Level: intermediate · ~19 min read · Intent: informational

Audience: backend developers, data analysts, data engineers, technical teams, software engineers, database administrators

Prerequisites

  • basic familiarity with databases
  • basic understanding of SQL tables, columns, and indexes

Key takeaways

  • JSON columns are useful when part of the data is flexible or semi-structured, but they should not replace ordinary relational columns for fields that are frequently filtered, joined, validated, or indexed.
  • The best SQL JSON query design usually combines both worlds: keep stable business-critical fields relational, keep flexible metadata in JSON, and index only the JSON access paths that matter in real workloads.

FAQ

When should I store JSON in a SQL database?
Store JSON in a SQL database when the data is semi-structured, optional, fast-changing, or metadata-heavy, but keep frequently queried and business-critical fields in normal relational columns whenever possible.
Are JSON queries slower than normal SQL column queries?
They often can be, especially when JSON values are extracted repeatedly without good indexing or when large documents are scanned frequently. JSON is flexible, but flexibility can cost performance if query patterns are not designed carefully.
Should I index JSON fields in SQL?
Yes, but only for JSON paths that are used regularly in filtering, sorting, or joins. Indexing every possible JSON key usually adds write cost and complexity without enough benefit.
Is JSON in SQL a replacement for proper relational modeling?
No. JSON is best used as a complement to relational modeling, not a full replacement. Core fields, relationships, and constraints usually belong in regular columns and related tables.
0

JSON support in SQL databases is one of the most useful modern database features because it lets teams store flexible, semi-structured data without giving up the strengths of relational systems.

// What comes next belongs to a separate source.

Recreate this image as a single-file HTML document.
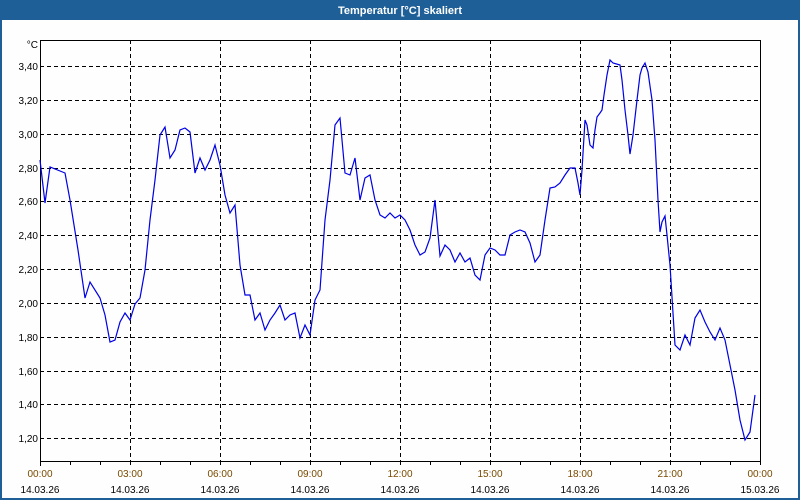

That combination is powerful.

It means you can keep:

  • reliable tables
  • joins
  • transactions
  • constraints
  • indexes
  • and SQL tooling

while also handling data that does not fit perfectly into a rigid column layout.

That is why JSON columns show up in so many real systems:

  • user preferences
  • feature flags
  • event payloads
  • third-party API responses
  • product attributes
  • search filters
  • audit metadata
  • configuration blobs
  • tracking context
  • and evolving application settings

But JSON in SQL is also one of the easiest places to create long-term database pain.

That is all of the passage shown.